QUESTION: Was there as much a reaction to your statements throughout Europe and other countries around the world as there was here in America?

JOHN: I don't think Europe heard about it, but they will now! It was just England and I sort of got away with it there. In as much as nobody took offense and saw through me. Over here it's just as I said, it went this way.

QUESTION: Some of the wires this morning said that Pam American Airlines had provided each of you with free Bibles.

JOHN: We never saw that.

QUESTION: If Jesus were alive today in a physical form, not a metaphysical one, he would find "Eleanor Rigby" a very religious song, a song of concern with human experience and need. I'm curious about your expression of that.

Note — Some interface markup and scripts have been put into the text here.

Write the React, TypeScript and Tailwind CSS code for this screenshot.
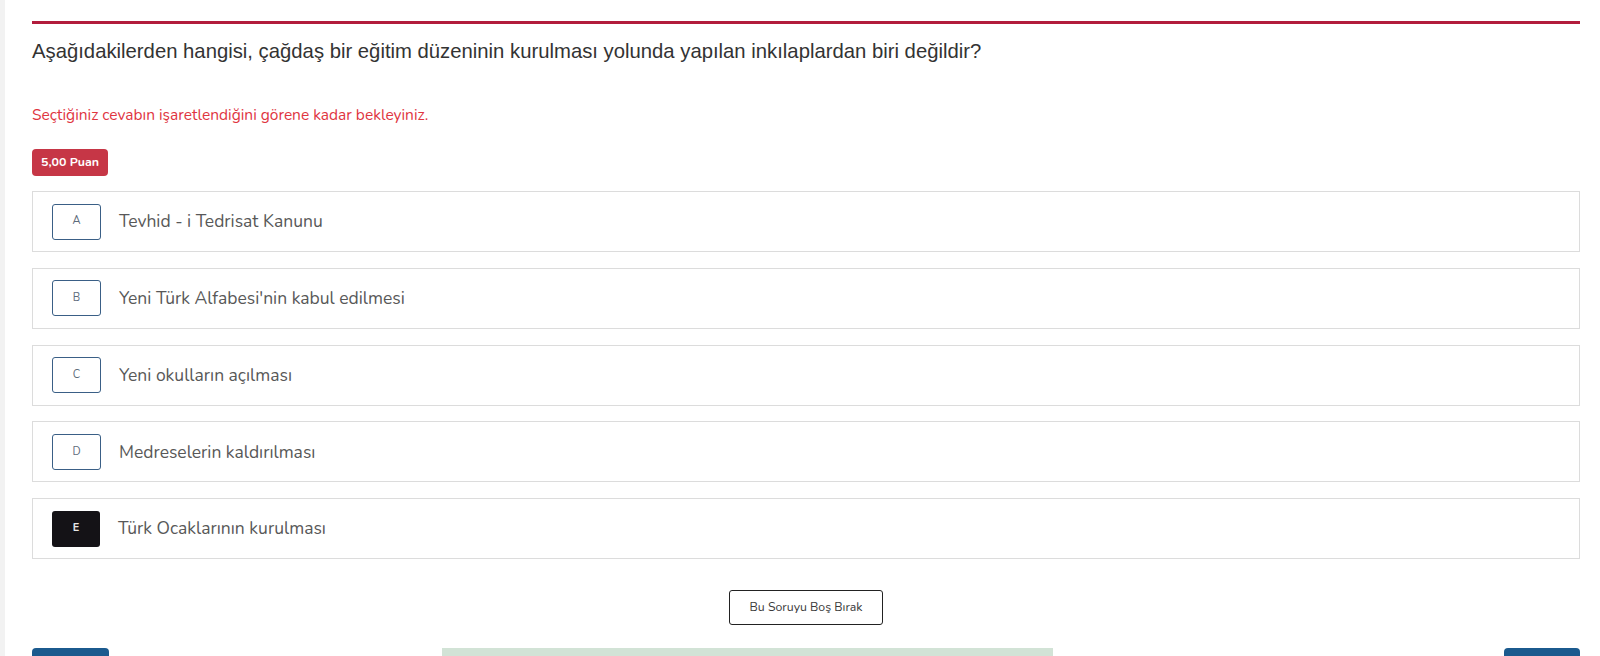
import React from 'react';

const options = [
  { key: 'A', text: 'Tevhid - i Tedrisat Kanunu' },
  { key: 'B', text: "Yeni Türk Alfabesi'nin kabul edilmesi" },
  { key: 'C', text: 'Yeni okulların açılması' },
  { key: 'D', text: 'Medreselerin kaldırılması' },
  { key: 'E', text: 'Türk Ocaklarının kurulması', selected: true },
];

const nunito = { fontFamily: 'Nunito, "Open Sans", Lato, sans-serif' };

function OptionRow({ letter, text, selected }: { letter: string; text: string; selected?: boolean }) {
  return (
    <div className="flex h-[61px] items-center border border-[#dcdcdc] bg-white pl-[19px]">
      <div
        className={
          selected
            ? 'flex h-[36px] w-[48px] items-center justify-center rounded-[3px] bg-[#141216] text-[11px] font-bold text-[#e6e6e6]'
            : 'flex h-[36px] w-[49px] items-center justify-center rounded-[3px] border border-[#3a5f86] text-[11px] text-[#5d6b7b]'
        }
      >
        {letter}
      </div>
      <span className="ml-[18px] text-[17.5px] text-[#585858]">{text}</span>
    </div>
  );
}

export default function App() {
  return (
    <div className="flex h-[656px] w-full items-start overflow-hidden bg-white" style={nunito}>
      {/* left gutter */}
      <div className="h-full w-[5px] shrink-0 bg-[#f2f2f2]" />

      <div className="flex-1 pl-[27px] pr-[20px] pt-[21px]">
        <div className="h-[3px] bg-[#b21c3c]" />

        <h2
          className="mt-[15px] text-[20.3px] leading-[24px] text-[#333333]"
          style={{ fontFamily: '"Liberation Sans", Arial, sans-serif' }}
        >
          Aşağıdakilerden hangisi, çağdaş bir eğitim düzeninin kurulması yolunda yapılan inkılaplardan biri değildir?
        </h2>

        <p className="mt-[42px] text-[15.5px] leading-[20px] text-[#e0353f]">
          Seçtiğiniz cevabın işaretlendiğini görene kadar bekleyiniz.
        </p>

        <div className="mt-[24px] flex">
          <span className="flex h-[27px] w-[76px] items-center justify-center rounded-[4px] bg-[#c63646] text-[12.4px] font-bold text-white">
            5,00 Puan
          </span>
        </div>

        <div className="mt-[15px] flex flex-col gap-[15.75px]">
          {options.map((o) => (
            <OptionRow key={o.key} letter={o.key} text={o.text} selected={o.selected} />
          ))}
        </div>

        <div className="mt-[31px] flex justify-center">
          <button className="h-[35px] w-[154px] rounded-[3px] border border-[#222] bg-white text-[12.3px] text-[#3a3a3a]">
            Bu Soruyu Boş Bırak
          </button>
        </div>

        <div className="mt-[23px] flex">
          <div className="h-[30px] w-[77px] rounded-t-[4px] bg-[#1b5a8e]" />
          <div className="ml-[333px] h-[30px] w-[611px] bg-[#d2e3d6]" />
          <div className="flex-1" />
          <div className="h-[30px] w-[76px] rounded-t-[4px] bg-[#1b5a8e]" />
        </div>
      </div>
    </div>
  );
}
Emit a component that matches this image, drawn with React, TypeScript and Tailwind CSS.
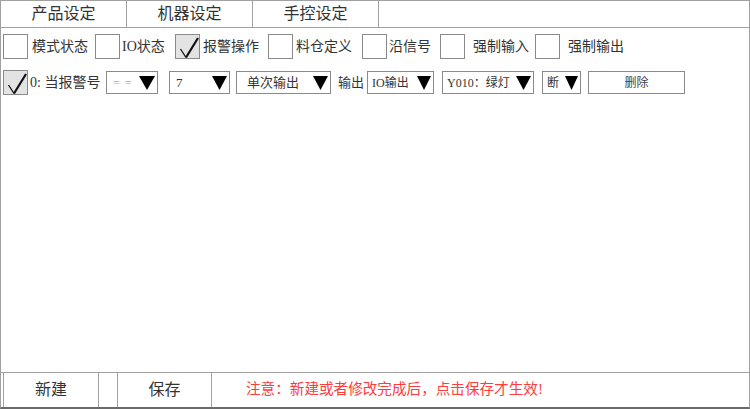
import React from "react";

const FONT = "[font-family:'Liberation_Serif','Noto_Sans_CJK_SC',serif]";

function Check() {
  return (
    <svg width="25" height="25" viewBox="0 0 25 25" className="block">
      <line x1="4.5" y1="14" x2="10" y2="22.5" stroke="#111" strokeWidth="1.3" />
      <line x1="10" y1="22.5" x2="22" y2="3" stroke="#111" strokeWidth="2.2" />
    </svg>
  );
}

function Box({ checked }: { checked?: boolean }) {
  return (
    <div
      className={`w-[25px] h-[25px] shrink-0 border border-[#8a8a8a] ${checked ? "bg-[#e3e3e3]" : "bg-white"}`}
    >
      {checked ? <Check /> : null}
    </div>
  );
}

function Tri({ w }: { w: number }) {
  return (
    <svg width={w} height="14" viewBox={`0 0 ${w} 14`} className="block shrink-0">
      <polygon points={`0,0 ${w},0 ${w / 2},14`} fill="#000" />
    </svg>
  );
}

function Drop({
  w,
  text,
  textCls,
  pl,
  tw,
}: {
  w: string;
  text: string;
  textCls?: string;
  pl: string;
  tw: number;
}) {
  return (
    <div
      className={`${w} h-[23px] border border-[#8a8a8a] bg-white flex items-center justify-between ${pl} pr-[2px] shrink-0`}
    >
      <span className={`leading-none whitespace-nowrap ${textCls ?? "text-[13px] text-[#333]"}`}>{text}</span>
      <Tri w={tw} />
    </div>
  );
}

export default function App() {
  return (
    <div
      className={`w-[750px] h-[409px] bg-white border border-[#a0a0a0] border-b-2 border-b-[#6a6a6a] flex flex-col text-[#333] ${FONT}`}
    >
      {/* tabs */}
      <div className="h-[27px] border-b border-[#a0a0a0] flex shrink-0">
        {["产品设定", "机器设定", "手控设定"].map((t) => (
          <div
            key={t}
            className="w-[126px] border-r border-[#a0a0a0] flex items-center justify-center text-[16px] leading-none"
          >
            {t}
          </div>
        ))}
        <div className="flex-1" />
      </div>

      {/* row 1 */}
      <div className="flex items-center mt-[6px] pl-[2px] text-[14px] leading-none">
        <Box />
        <span className="ml-[4px] w-[63px]">模式状态</span>
        <Box />
        <span className="ml-[2px] w-[53px]">IO状态</span>
        <Box checked />
        <span className="ml-[3px] w-[65px]">报警操作</span>
        <Box />
        <span className="ml-[3px] w-[66px]">料仓定义</span>
        <Box />
        <span className="ml-[2px] w-[51px]">沿信号</span>
        <Box />
        <span className="ml-[8px] w-[62px]">强制输入</span>
        <Box />
        <span className="ml-[8px]">强制输出</span>
      </div>

      {/* row 2 */}
      <div className="flex items-center mt-[11px] pl-[2px] leading-none">
        <Box checked />
        <span className="ml-[2px] w-[76px] text-[14px] whitespace-nowrap">0: 当报警号</span>
        <Drop
          w="w-[52px]"
          pl="pl-[6px]"
          tw={16}
          text="= ="
          textCls="text-[12px] text-[#aaa] tracking-[1px]"
        />
        <div className="w-[11px] shrink-0" />
        <Drop w="w-[61px]" pl="pl-[6px]" tw={15} text="7" />
        <div className="w-[6px] shrink-0" />
        <Drop w="w-[95px]" pl="pl-[10px]" tw={15} text="单次输出" />
        <span className="ml-[7px] w-[29px] text-[13px]">输出</span>
        <Drop w="w-[67px]" pl="pl-[4px]" tw={14} text="IO输出" textCls="text-[12px] text-[#333]" />
        <div className="w-[8px] shrink-0" />
        <Drop
          w="w-[92px]"
          pl="pl-[4px]"
          tw={15}
          text="Y010：绿灯"
          textCls="text-[12px] text-[#333]"
        />
        <div className="w-[8px] shrink-0" />
        <Drop w="w-[39px]" pl="pl-[4px]" tw={13} text="断" textCls="text-[12px] text-[#333]" />
        <div className="w-[7px] shrink-0" />
        <div className="w-[97px] h-[23px] border border-[#8a8a8a] flex items-center justify-center text-[12px] text-[#444]">
          删除
        </div>
      </div>

      <div className="flex-1" />

      {/* bottom bar */}
      <div className="h-[35px] border-t border-[#a0a0a0] flex items-stretch pl-[2px] shrink-0">
        <div className="w-[96px] border-l border-r border-[#a0a0a0] flex items-center justify-center text-[16px]">
          新建
        </div>
        <div className="w-[18px]" />
        <div className="w-[95px] border-l border-r border-[#a0a0a0] flex items-center justify-center text-[16px]">
          保存
        </div>
        <div className="flex items-center pl-[34px] text-[14.6px] text-[#ff3b3b] whitespace-nowrap">
          注意：新建或者修改完成后，点击保存才生效!
        </div>
      </div>
    </div>
  );
}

JOHN: Well, I don't like supposing that if Jesus were alive now, knowing what he'd like to say or do. But if he was the real Jesus, the Jesus as he was before, well, "Eleanor Rigby" wouldn't mean much to him, but if it did come across his mind, he'd think that probably.

QUESTION: There had been Beatle boycotts nationwide, record burnings, even threats against your life. Does this bother you?

PAUL: Well, it's bound to bother us, isn't it?

QUESTION: Mr. Lennon, do you feel you are being crucified?

JOHN: No, I wouldn't say that at all.

"I can't express myself very well, that's my whole trouble. I was just commenting, in my illiterate way of speaking. It was about how Christ's message had been garbled by disciples and twisted for various selfish reasons by those who followed, to the point where it has lost validity for many today. Actually, if I am going to blame anyone, it's myself for not thinking what people a million miles away were going to say about it. I've just had a reshuffling of all the things pushed into my head. I'm more of a Christian than I ever was. I don't go along with organized religion and the way it has come about.

Jesus says one thing and then all the clubs formed telling their versions and the whole thing gets twisted. It's like a game of having six people in a line and I whisper something to the guy next to me, maybe "love thy neighbor" or "everything ought to be equal." By the time it gets to the end of the line it's altogether something else."